Without including any images, repeat the data exactly.

----- Supplied material

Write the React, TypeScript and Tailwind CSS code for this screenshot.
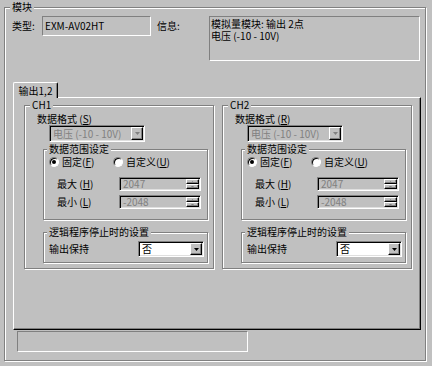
import type { ReactNode } from 'react'

const etched = 'border border-[#808080] shadow-[inset_1px_1px_0_#fff,1px_1px_0_#fff]'
const sunken = 'border border-t-[#808080] border-l-[#808080] border-r-white border-b-white'
const deep = `${sunken} shadow-[inset_1px_1px_0_#000,inset_-1px_-1px_0_#dfdfdf]`
const raised =
  'border border-t-white border-l-white border-r-black border-b-black shadow-[inset_-1px_-1px_0_#808080]'

const GroupBox = ({
  title,
  className,
  titleLeft,
  children,
}: {
  title: string
  className: string
  titleLeft: string
  children: ReactNode
}) => (
  <div className={`relative ${etched} ${className}`}>
    <span className={`absolute top-[-7px] ${titleLeft} h-[12px] bg-[#c0c0c0] px-[2px] leading-[12px]`}>{title}</span>
    {children}
  </div>
)

const Arrow = ({ disabled }: { disabled?: boolean }) => (
  <svg width="5" height="3" viewBox="0 0 5 3">
    <path d="M0 0h5L2.5 3z" fill={disabled ? '#808080' : '#000'} />
  </svg>
)

const Combo = ({ text, disabled, className }: { text: string; disabled?: boolean; className: string }) => (
  <div className={`flex p-[1px] ${deep} ${disabled ? 'bg-[#c0c0c0] text-[#808080]' : 'bg-white text-black'} ${className}`}>
    <span className="flex-1 self-center pl-[2px] leading-[12px]">{text}</span>
    <div className={`flex w-[12px] items-center justify-center bg-[#c0c0c0] ${raised}`}>
      <Arrow disabled={disabled} />
    </div>
  </div>
)

const Spin = ({ value }: { value: string }) => (
  <div className={`flex h-[14px] w-[82px] p-[1px] bg-[#c0c0c0] ${deep}`}>
    <span className="flex-1 self-center pl-[2px] leading-[10px] text-[#808080]">{value}</span>
    <div className="flex w-[13px] flex-col">
      <div className={`flex flex-1 items-center justify-center ${raised}`}>
        <svg width="3" height="2" viewBox="0 0 3 2">
          <path d="M1.5 0L3 2H0z" fill="#808080" />
        </svg>
      </div>
      <div className={`flex flex-1 items-center justify-center ${raised}`}>
        <svg width="3" height="2" viewBox="0 0 3 2">
          <path d="M0 0h3L1.5 2z" fill="#808080" />
        </svg>
      </div>
    </div>
  </div>
)

const Radio = ({ checked, children, className }: { checked?: boolean; children: ReactNode; className?: string }) => (
  <div className={`flex items-center ${className ?? ''}`}>
    <div className="flex h-[10px] w-[10px] items-center justify-center rounded-full border border-t-[#808080] border-l-[#808080] border-r-white border-b-white bg-white shadow-[inset_1px_1px_0_#000]">
      {checked && <div className="h-[4px] w-[4px] rounded-full bg-black" />}
    </div>
    <span className="ml-[3px] leading-[12px]">{children}</span>
  </div>
)

const Channel = ({ title, fmtKey }: { title: string; fmtKey: string }) => (
  <GroupBox title={title} className="h-[164px] w-[190px]" titleLeft="left-[5px]">
    <div className="ml-[12px] mt-[6px] h-[13px] leading-[13px]">
      数据格式 (<span className="underline">{fmtKey}</span>)
    </div>
    <Combo className="ml-[24px] h-[17px] w-[96px]" disabled text="电压 (-10 - 10V)" />

    <GroupBox title="数据范围设定" className="ml-[18px] mt-[7px] h-[71px] w-[165px]" titleLeft="left-[3px]">
      <div className="ml-[5px] mt-[6px] flex h-[12px] items-center">
        <Radio checked className="w-[64px]">
          固定(<span className="underline">F</span>)
        </Radio>
        <Radio>
          自定义(<span className="underline">U</span>)
        </Radio>
      </div>
      <div className="ml-[13px] mt-[9px] flex h-[14px] items-center">
        <span className="w-[62px] leading-[12px]">
          最大 (<span className="underline">H</span>)
        </span>
        <Spin value="2047" />
      </div>
      <div className="ml-[13px] mt-[4px] flex h-[14px] items-center">
        <span className="w-[62px] leading-[12px]">
          最小 (<span className="underline">L</span>)
        </span>
        <Spin value="-2048" />
      </div>
    </GroupBox>

    <GroupBox title="逻辑程序停止时的设置" className="ml-[18px] mt-[12px] h-[31px] w-[165px]" titleLeft="left-[3px]">
      <div className="ml-[5px] mt-[8px] flex items-center">
        <span className="w-[89px] leading-[12px]">输出保持</span>
        <Combo className="h-[16px] w-[66px]" text="否" />
      </div>
    </GroupBox>
  </GroupBox>
)

export default function App() {
  return (
    <div className="h-[366px] w-[432px] overflow-hidden bg-[#c0c0c0] pl-[4px] pt-[7px] font-['Noto_Sans_CJK_SC','Liberation_Sans',sans-serif] text-[10px] text-black">
      <GroupBox title="模块" className="h-[354px] w-[422px]" titleLeft="left-[5px]">
        <div className="flex items-start pl-[7px] pt-[8px]">
          <div className="flex h-[20px] w-[30px] items-center leading-[12px]">类型:</div>
          <div className={`flex h-[20px] w-[109px] items-center pl-[2px] leading-[12px] ${sunken}`}>EXM-AV02HT</div>
          <div className="ml-[6px] flex h-[20px] w-[52px] items-center leading-[12px]">信息:</div>
          <div className={`h-[45px] w-[211px] pl-[1px] pt-[1px] leading-[12px] ${sunken}`}>
            <div>模拟量模块: 输出 2点</div>
            <div>电压 (-10 - 10V)</div>
          </div>
        </div>

        <div className="ml-[8px] mt-[21px] flex flex-col">
          <div className="relative z-10 flex h-[16px] w-[45px] items-center justify-center rounded-t-[2px] border-l border-r border-t border-l-white border-r-black border-t-white bg-[#c0c0c0] leading-[12px] shadow-[inset_-1px_0_0_#808080]">
            输出1,2
          </div>
          <div className="-mt-[1px] flex h-[233px] w-[408px] gap-[8px] border border-b-black border-l-white border-r-black border-t-white pl-[10px] pt-[7px] shadow-[inset_-1px_-1px_0_#808080]">
            <Channel title="CH1" fmtKey="S" />
            <Channel title="CH2" fmtKey="R" />
          </div>
        </div>

        <div className={`ml-[12px] mt-[1px] h-[21px] w-[231px] ${sunken}`} />
      </GroupBox>
    </div>
  )
}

----------

## Task output:
Write the React, TypeScript and Tailwind CSS code for this screenshot.
import type { ReactNode } from 'react'

const etched = 'border border-[#808080] shadow-[inset_1px_1px_0_#fff,1px_1px_0_#fff]'
const sunken = 'border border-t-[#808080] border-l-[#808080] border-r-white border-b-white'
const deep = `${sunken} shadow-[inset_1px_1px_0_#000,inset_-1px_-1px_0_#dfdfdf]`
const raised =
  'border border-t-white border-l-white border-r-black border-b-black shadow-[inset_-1px_-1px_0_#808080]'

const GroupBox = ({
  title,
  className,
  titleLeft,
  children,
}: {
  title: string
  className: string
  titleLeft: string
  children: ReactNode
}) => (
  <div className={`relative ${etched} ${className}`}>
    <span className={`absolute top-[-7px] ${titleLeft} h-[12px] bg-[#c0c0c0] px-[2px] leading-[12px]`}>{title}</span>
    {children}
  </div>
)

const Arrow = ({ disabled }: { disabled?: boolean }) => (
  <svg width="5" height="3" viewBox="0 0 5 3">
    <path d="M0 0h5L2.5 3z" fill={disabled ? '#808080' : '#000'} />
  </svg>
)

const Combo = ({ text, disabled, className }: { text: string; disabled?: boolean; className: string }) => (
  <div className={`flex p-[1px] ${deep} ${disabled ? 'bg-[#c0c0c0] text-[#808080]' : 'bg-white text-black'} ${className}`}>
    <span className="flex-1 self-center pl-[2px] leading-[12px]">{text}</span>
    <div className={`flex w-[12px] items-center justify-center bg-[#c0c0c0] ${raised}`}>
      <Arrow disabled={disabled} />
    </div>
  </div>
)

const Spin = ({ value }: { value: string }) => (
  <div className={`flex h-[14px] w-[82px] p-[1px] bg-[#c0c0c0] ${deep}`}>
    <span className="flex-1 self-center pl-[2px] leading-[10px] text-[#808080]">{value}</span>
    <div className="flex w-[13px] flex-col">
      <div className={`flex flex-1 items-center justify-center ${raised}`}>
        <svg width="3" height="2" viewBox="0 0 3 2">
          <path d="M1.5 0L3 2H0z" fill="#808080" />
        </svg>
      </div>
      <div className={`flex flex-1 items-center justify-center ${raised}`}>
        <svg width="3" height="2" viewBox="0 0 3 2">
          <path d="M0 0h3L1.5 2z" fill="#808080" />
        </svg>
      </div>
    </div>
  </div>
)

const Radio = ({ checked, children, className }: { checked?: boolean; children: ReactNode; className?: string }) => (
  <div className={`flex items-center ${className ?? ''}`}>
    <div className="flex h-[10px] w-[10px] items-center justify-center rounded-full border border-t-[#808080] border-l-[#808080] border-r-white border-b-white bg-white shadow-[inset_1px_1px_0_#000]">
      {checked && <div className="h-[4px] w-[4px] rounded-full bg-black" />}
    </div>
    <span className="ml-[3px] leading-[12px]">{children}</span>
  </div>
)

const Channel = ({ title, fmtKey }: { title: string; fmtKey: string }) => (
  <GroupBox title={title} className="h-[164px] w-[190px]" titleLeft="left-[5px]">
    <div className="ml-[12px] mt-[6px] h-[13px] leading-[13px]">
      数据格式 (<span className="underline">{fmtKey}</span>)
    </div>
    <Combo className="ml-[24px] h-[17px] w-[96px]" disabled text="电压 (-10 - 10V)" />

    <GroupBox title="数据范围设定" className="ml-[18px] mt-[7px] h-[71px] w-[165px]" titleLeft="left-[3px]">
      <div className="ml-[5px] mt-[6px] flex h-[12px] items-center">
        <Radio checked className="w-[64px]">
          固定(<span className="underline">F</span>)
        </Radio>
        <Radio>
          自定义(<span className="underline">U</span>)
        </Radio>
      </div>
      <div className="ml-[13px] mt-[9px] flex h-[14px] items-center">
        <span className="w-[62px] leading-[12px]">
          最大 (<span className="underline">H</span>)
        </span>
        <Spin value="2047" />
      </div>
      <div className="ml-[13px] mt-[4px] flex h-[14px] items-center">
        <span className="w-[62px] leading-[12px]">
          最小 (<span className="underline">L</span>)
        </span>
        <Spin value="-2048" />
      </div>
    </GroupBox>

    <GroupBox title="逻辑程序停止时的设置" className="ml-[18px] mt-[12px] h-[31px] w-[165px]" titleLeft="left-[3px]">
      <div className="ml-[5px] mt-[8px] flex items-center">
        <span className="w-[89px] leading-[12px]">输出保持</span>
        <Combo className="h-[16px] w-[66px]" text="否" />
      </div>
    </GroupBox>
  </GroupBox>
)

export default function App() {
  return (
    <div className="h-[366px] w-[432px] overflow-hidden bg-[#c0c0c0] pl-[4px] pt-[7px] font-['Noto_Sans_CJK_SC','Liberation_Sans',sans-serif] text-[10px] text-black">
      <GroupBox title="模块" className="h-[354px] w-[422px]" titleLeft="left-[5px]">
        <div className="flex items-start pl-[7px] pt-[8px]">
          <div className="flex h-[20px] w-[30px] items-center leading-[12px]">类型:</div>
          <div className={`flex h-[20px] w-[109px] items-center pl-[2px] leading-[12px] ${sunken}`}>EXM-AV02HT</div>
          <div className="ml-[6px] flex h-[20px] w-[52px] items-center leading-[12px]">信息:</div>
          <div className={`h-[45px] w-[211px] pl-[1px] pt-[1px] leading-[12px] ${sunken}`}>
            <div>模拟量模块: 输出 2点</div>
            <div>电压 (-10 - 10V)</div>
          </div>
        </div>

        <div className="ml-[8px] mt-[21px] flex flex-col">
          <div className="relative z-10 flex h-[16px] w-[45px] items-center justify-center rounded-t-[2px] border-l border-r border-t border-l-white border-r-black border-t-white bg-[#c0c0c0] leading-[12px] shadow-[inset_-1px_0_0_#808080]">
            输出1,2
          </div>
          <div className="-mt-[1px] flex h-[233px] w-[408px] gap-[8px] border border-b-black border-l-white border-r-black border-t-white pl-[10px] pt-[7px] shadow-[inset_-1px_-1px_0_#808080]">
            <Channel title="CH1" fmtKey="S" />
            <Channel title="CH2" fmtKey="R" />
          </div>
        </div>

        <div className={`ml-[12px] mt-[1px] h-[21px] w-[231px] ${sunken}`} />
      </GroupBox>
    </div>
  )
}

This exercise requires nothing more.